A relação com o público também pode se tornar fonte de desgaste. Se, antes, a validação dependia da pista, hoje depende também de métricas. Assim, muitos artistas começam a moldar sua identidade em função do que “funciona”, abandonando interesses genuínos para se adaptarem ao que é momentaneamente relevante. Outros passam a sentir culpa por não seguir esses passos, idealizando a originalidade como um risco à carreira, diminuindo riscos e, consequentemente, privando o mundo de algo diferente que poderíamos conhecer. 

As microviolências também fazem parte desse cotidiano. O cenário se agrava quando somado às pressões sociais. As mulheres na cena, por exemplo, enfrentam habitualmente cobranças por estética, carisma, disponibilidade emocional e postura “profissional” — uma exigência que não recai da mesma forma sobre homens. Além disso, na maioria dos casos, são silenciadas sobre atos de violência cometidas por colegas de cena, pelo simples receio de ter a sua palavra invalidada e de perder oportunidades profissionais por conta disso. Outros exemplos envolvem indivíduos historicamente marginalizados, como pessoas pretas ou LGBTQIAPN+ que, além de já lidarem com as inseguranças estruturais que atravessam espaços de trabalho, muitas vezes engolem piadas atravessadas, comportamentos desrespeitosos, bastidores hostis e mensagens ríspidas para “não queimar aquele contato” ou a sua própria imagem. Quando essas camadas se acumulam, reconhecer práticas nocivas torna-se ainda mais desafiador, porque elas já fazem parte da estrutura que sustenta o mercado de trabalho.

Identificar essas camadas nocivas não significa abandonar a cena ou apenas apontar falhas, mas recuperar uma autonomia que, muitas vezes, é levada. Reconhecer que algumas parcerias acabaram, que certos vínculos nunca foram recíprocos, que o descanso não é uma falha, que o reconhecimento não define valor, que a comparação não diz nada sobre competência — tudo isso é parte de um processo de reorganização interna que permite que a carreira seja sustentada com mais lucidez.

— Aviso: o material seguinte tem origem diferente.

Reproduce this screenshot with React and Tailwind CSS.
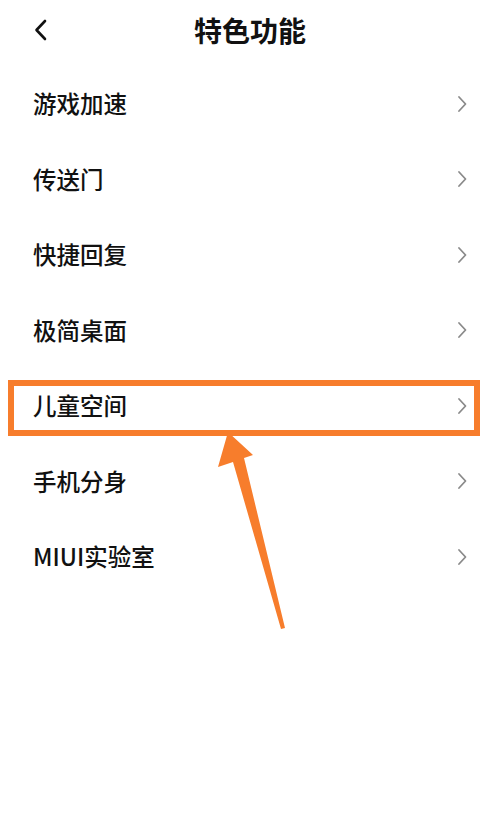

Mas esse movimento também exige um olhar sincero para o próprio papel nessas dinâmicas: aceitar que, em algum momento, você pode ter colaborado para estruturas injustas, reproduzido comportamentos nocivos, naturalizado a precariedade de quem está ao lado ou se calado diante de situações que reconhece como inadmissíveis. Autonomia e liberdade não se limitam a se proteger do entorno, mas de admitir onde você também ajudou a mantê-lo como está.

A cena não se torna melhor apenas quando grandes transformações acontecem, mas quando cada agente se permite fazer perguntas incômodas: Por que continuo aqui? O que este vínculo me oferece? — e o que eu ofereço de volta? Eu estou me protegendo ou repetindo algo que fizeram comigo? O que eu perco quando aceito menos do que mereço? — e o que os outros perdem quando aceitam menos de mim? Essa situação está equilibrada? Enfrentar essas dinâmicas exige passar por conversas difíceis, limites claros e uma revisão honesta das relações. Entender que dizer “não” é, muitas vezes, o primeiro ato de autopreservação, mas que pedir desculpas, rever posturas, redistribuir oportunidades e recusar práticas que antes pareciam “normais” também fazem parte do trabalho. Além disso, é de suma importância procurar apoio — coletivo, terapêutico, profissional — e construir vínculos que ofereçam estabilidade emocional e ética, não só dentro da cena, mas com quem está fora dela e também com as suas necessidades individuais.

+++ Reflexões de quem está dentro: o que a cena precisa para evoluir no agora?

No fim das contas, práticas nocivas não fazem estrago apenas quando são explícitas, mas quando se repetem sob o disfarce de normalidade. Esse cotidiano aparentemente inofensivo é o que desfigura o desejo inicial que moveu tantos artistas até aqui. Reconhecer esses padrões — no entorno e em si — é o primeiro ato de responsabilidade. O segundo envolve agir a partir dessa consciência, reorganizando vínculos, revendo acordos e restituindo a si mesmo o direito de criar sem se punir e sem querer ultrapassar os outros. A cena não exige perfeição. Ao entender essa dinâmica, é possível seguir adiante sem perder de vista a própria integridade e a vontade de estar em movimento.